Allan Hoffman/Monster Tech Jobs Expert

The array of options for technology training can be daunting, especially for people looking to break into the world of information technology jobs. Training centers often hype the opportunities in IT, even as they underestimate (or ignore) the challenges of finding a position as a PC technician or programmer.

The hype sometimes leads to hasty, ill-considered career decisions. The technology sphere is vast and, while MCSE certification is an asset for network engineers working in Microsoft environments, that doesn’t mean you need an MCSE to work as a Java programmer. All of this argues for a well-researched, thoughtful decision when looking to enroll in an IT training program.

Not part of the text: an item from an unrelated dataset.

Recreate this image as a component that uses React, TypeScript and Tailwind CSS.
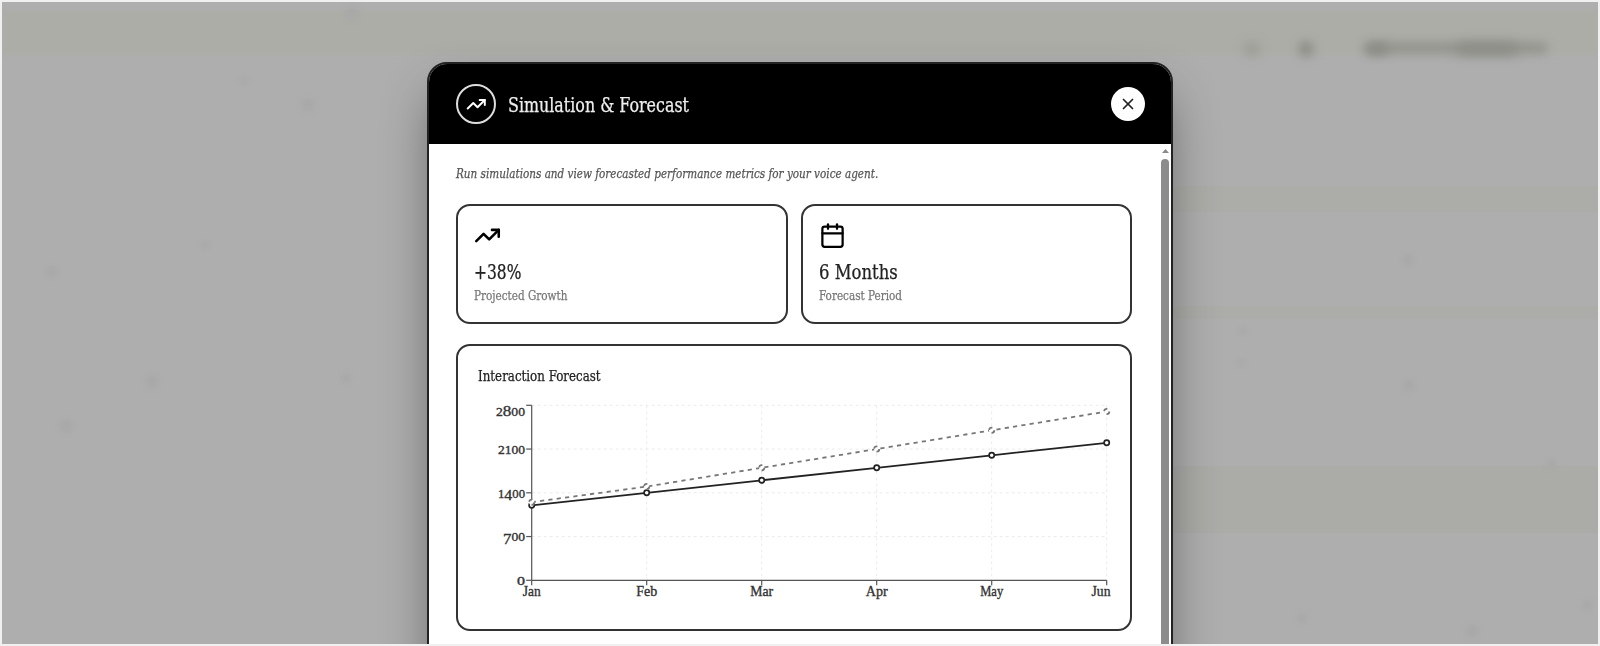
import type { ReactNode } from "react";
import { Calendar, TrendingUp, X } from "lucide-react";
import { clsx } from "clsx";

type Point = { month: string; current: number; projected: number };

const DATA: Point[] = [
  { month: "Jan", current: 1200, projected: 1250 },
  { month: "Feb", current: 1400, projected: 1500 },
  { month: "Mar", current: 1600, projected: 1800 },
  { month: "Apr", current: 1800, projected: 2100 },
  { month: "May", current: 2000, projected: 2400 },
  { month: "Jun", current: 2200, projected: 2700 },
];

const Y_TICKS = [
  { value: 0, width: 8 },
  { value: 700, width: 22 },
  { value: 1400, width: 27 },
  { value: 2100, width: 27 },
  { value: 2800, width: 29 },
];

const MONTH_WIDTHS = [18, 21, 23, 22, 23, 19];

const PLOT = { left: 53.7, right: 628.7, top: 10.3, bottom: 185.3 };

const xAt = (i: number) =>
  PLOT.left + (i * (PLOT.right - PLOT.left)) / (DATA.length - 1);
const yAt = (v: number) =>
  PLOT.bottom - (v / 2800) * (PLOT.bottom - PLOT.top);

const toPoints = (key: "current" | "projected") =>
  DATA.map((d, i) => `${xAt(i)},${yAt(d[key])}`).join(" ");

// Old-style figures: 0-2 sit at x-height, 4 and 7 hang below the baseline.
function OldStyleNumber({ value }: { value: number }) {
  let shift = 0;
  return (
    <>
      {String(value)
        .split("")
        .map((digit, i) => {
          const target = digit === "4" || digit === "7" ? 2.5 : 0;
          const dy = target - shift;
          shift = target;
          return (
            <tspan key={i} dy={dy} fontSize={"012".includes(digit) ? 12 : 15}>
              {digit}
            </tspan>
          );
        })}
    </>
  );
}

function ForecastChart() {
  return (
    <svg
      width="640"
      height="215"
      viewBox="0 0 640 215"
      className="block font-['Liberation_Serif',serif]"
    >
      <g stroke="#ececec" strokeDasharray="3 3">
        {Y_TICKS.map((t) => (
          <line key={t.value} x1={PLOT.left} x2={PLOT.right} y1={yAt(t.value)} y2={yAt(t.value)} />
        ))}
        {DATA.map((d, i) => (
          <line key={d.month} x1={xAt(i)} x2={xAt(i)} y1={PLOT.top} y2={PLOT.bottom} />
        ))}
      </g>

      <g stroke="#555" strokeWidth="1.2">
        <line x1={PLOT.left} x2={PLOT.left} y1={PLOT.top} y2={PLOT.bottom} />
        <line x1={PLOT.left} x2={PLOT.right} y1={PLOT.bottom} y2={PLOT.bottom} />
        {Y_TICKS.map((t) => (
          <line key={t.value} x1={PLOT.left - 5.5} x2={PLOT.left} y1={yAt(t.value)} y2={yAt(t.value)} />
        ))}
        {DATA.map((d, i) => (
          <line key={d.month} x1={xAt(i)} x2={xAt(i)} y1={PLOT.bottom} y2={PLOT.bottom + 5} />
        ))}
      </g>

      <g fill="#333" stroke="#333" strokeWidth="0.35">
        {Y_TICKS.map((t) => (
          <text
            key={t.value}
            x={47 - t.width}
            y={t.value === 2800 ? 21 : yAt(t.value) + 4.7}
            textLength={t.width}
            lengthAdjust="spacingAndGlyphs"
          >
            <OldStyleNumber value={t.value} />
          </text>
        ))}
        {DATA.map((d, i) => (
          <text
            key={d.month}
            x={i === 5 ? 613.5 : xAt(i) - MONTH_WIDTHS[i] / 2}
            y="201"
            fontSize="14.5"
            textLength={MONTH_WIDTHS[i]}
            lengthAdjust="spacingAndGlyphs"
          >
            {d.month}
          </text>
        ))}
      </g>

      <polyline points={toPoints("current")} fill="none" stroke="#222" strokeWidth="1.8" />
      {DATA.map((d, i) => (
        <circle key={d.month} cx={xAt(i)} cy={yAt(d.current)} r="2.6" fill="#fff" stroke="#222" strokeWidth="1.7" />
      ))}
      <g stroke="#777" strokeWidth="1.8" strokeDasharray="4.2 4.2">
        <polyline points={toPoints("projected")} fill="none" />
        {DATA.map((d, i) => (
          <circle key={d.month} cx={xAt(i)} cy={yAt(d.projected)} r="2.6" fill="#fff" />
        ))}
      </g>
    </svg>
  );
}

type StatProps = { icon: ReactNode; value: ReactNode; label: ReactNode };

function StatCard({ icon, value, label }: StatProps) {
  return (
    <div className="h-[120px] rounded-[14px] border-2 border-[#333] px-4 pt-4">
      {icon}
      <div className="mt-[9px]">{value}</div>
      <div className="-mt-px">{label}</div>
    </div>
  );
}

function Label({ className, children }: { className: string; children: ReactNode }) {
  return (
    <span
      className={clsx(
        "block w-max origin-left whitespace-nowrap [-webkit-text-stroke:0.25px_currentColor]",
        className,
      )}
    >
      {children}
    </span>
  );
}

// Page content behind the overlay, too blurred to read.
function Backdrop() {
  return (
    <>
      <div className="absolute inset-x-0 top-[9px] h-[43px] bg-[#acada6] blur-[2px]" />
      <div className="absolute top-[184px] right-0 left-[1170px] h-[26px] bg-[#acaca9]" />
      <div className="absolute top-[304px] right-0 left-[1170px] h-[13px] bg-[#acaca9]" />
      <div className="absolute top-[464px] right-0 left-[1170px] h-[67px] bg-[#ababa8]" />
      <div className="absolute top-[39px] left-[1241px] h-4 w-[18px] rounded-full bg-[#9fa099] blur-[5px]" />
      <div className="absolute top-[39px] left-[1296px] h-4 w-4 rounded-full bg-[#8e8f89] blur-[5px]" />
      <div className="absolute top-[40px] left-[1362px] h-3 w-[184px] rounded-full bg-[#94958f] blur-[5px]" />
      <div className="absolute top-[41px] left-[1364px] h-3 w-[22px] rounded-full bg-[#8c8d87] blur-[5px]" />
      <div className="absolute top-[41px] left-[1455px] h-3 w-[60px] rounded-full bg-[#8c8d87] blur-[6px]" />
      <svg width="1596" height="642" className="absolute inset-0 blur-[2px]" fill="#a9a9a9">
        <circle cx="350" cy="12" r="7" />
        <circle cx="242" cy="79" r="4" />
        <circle cx="306" cy="103" r="7" />
        <circle cx="203" cy="243" r="4" />
        <circle cx="50" cy="270" r="6" />
        <circle cx="150" cy="380" r="7" />
        <circle cx="344" cy="376" r="5" />
        <circle cx="64" cy="424" r="7" />
        <circle cx="1406" cy="258" r="6" />
        <circle cx="1241" cy="329" r="4" />
        <circle cx="1239" cy="361" r="4" />
        <circle cx="1407" cy="384" r="6" />
        <circle cx="1549" cy="462" r="5" />
        <circle cx="1300" cy="616" r="5" />
        <circle cx="1470" cy="629" r="7" />
        <circle cx="1585" cy="603" r="5" />
      </svg>
    </>
  );
}

export default function App() {
  return (
    <div className="relative h-[646px] w-[1600px] overflow-hidden border-2 border-[#f0f0f0] bg-[#aeaeae] font-['DejaVu_Serif_Condensed','DejaVu_Serif',serif]">
      <Backdrop />

      <div className="relative mx-auto mt-[60px] h-[760px] w-[746px] overflow-hidden rounded-[20px] border-2 border-[#222] bg-white shadow-[0_26px_52px_-8px_rgba(0,0,0,0.45)]">
        <header className="flex h-20 items-center bg-black pr-[26px] pl-[27px]">
          <div className="flex size-10 items-center justify-center rounded-full border-2 border-[#ddd] text-white">
            <TrendingUp size={20.5} strokeWidth={2.3} />
          </div>
          <h2 className="mt-0.5 ml-3 text-[20.5px] text-[#eee]">
            <Label className="scale-x-[0.862]">Simulation &amp; Forecast</Label>
          </h2>
          <button className="ml-auto flex size-[34px] items-center justify-center rounded-full bg-white text-[#222]">
            <X size={18} strokeWidth={2.3} />
          </button>
        </header>

        <div className="flex">
          <main className="w-[730px] pt-5 pl-[27px]">
            <p className="text-[13px] leading-5 text-[#555] italic">
              <Label className="scale-x-[0.892]">
                Run simulations and view forecasted performance metrics for your voice agent.
              </Label>
            </p>

            <div className="mt-5 grid w-[676px] grid-cols-2 gap-[13px]">
              <StatCard
                icon={<TrendingUp size={27} strokeWidth={2.3} className="text-black" />}
                value={<Label className="scale-x-[0.86] text-[20px] leading-7 text-[#222]">+38%</Label>}
                label={<Label className="scale-x-[0.86] text-[13.5px] leading-5 text-[#777]">Projected Growth</Label>}
              />
              <StatCard
                icon={<Calendar size={27} className="text-black" />}
                value={<Label className="scale-x-[0.915] text-[20px] leading-7 text-[#222]">6 Months</Label>}
                label={<Label className="scale-x-[0.86] text-[13.5px] leading-5 text-[#777]">Forecast Period</Label>}
              />
            </div>

            <section className="mt-5 h-[287px] w-[676px] rounded-[14px] border-2 border-[#333] pt-[18px] pl-5">
              <h3 className="text-[14.5px] leading-6 text-[#222]">
                <Label className="scale-x-[0.91]">Interaction Forecast</Label>
              </h3>
              <div className="mt-[7px] -ml-[0.5px]">
                <ForecastChart />
              </div>
            </section>
          </main>

          <div className="flex w-3 flex-col items-center pt-[5px]">
            <svg width="7" height="4" viewBox="0 0 7 4">
              <path d="M3.5 0 L7 4 H0 Z" fill="#8a8a8a" />
            </svg>
            <div className="mt-[6px] h-[600px] w-2 rounded-full bg-[#8c8c8c]" />
          </div>
        </div>
      </div>
    </div>
  );
}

Here are the steps to take when considering technology training and education options:

Quick and Easy? Don’t Be Conned

To put it bluntly, there is no fast-and-easy route to a $70,000-per-year IT job. A decision to enroll in a training program should start with an evaluation of your own skills and desires — not with a marketing pitch about jobs for those with technology training. “The first question people need to ask themselves is, ‘What am I good at and how good am I?’” says Ilya Talman, president of Roy Talman & Associates, a Chicago recruiting firm specializing in IT.

What’s Right for You?

Scores of training programs emphasize classes to earn an entry-level IT certification, such as the A+, but that’s not the right route for everyone. “They can become a PC tech, or maybe a help-desk person, but this is not going to catapult them into the top reaches of the IT hierarchy,” says Talman. “The more complex the subject matter, the higher the upside.” If you’re early in your career (and if personal circumstances allow), consider a bachelor’s degree in an IT-related discipline. Those exploring a mid-career transition may want to explore other options, such as a techno-MBA. The diversity of IT jobs means you want to make sure the training is appropriate for your goals.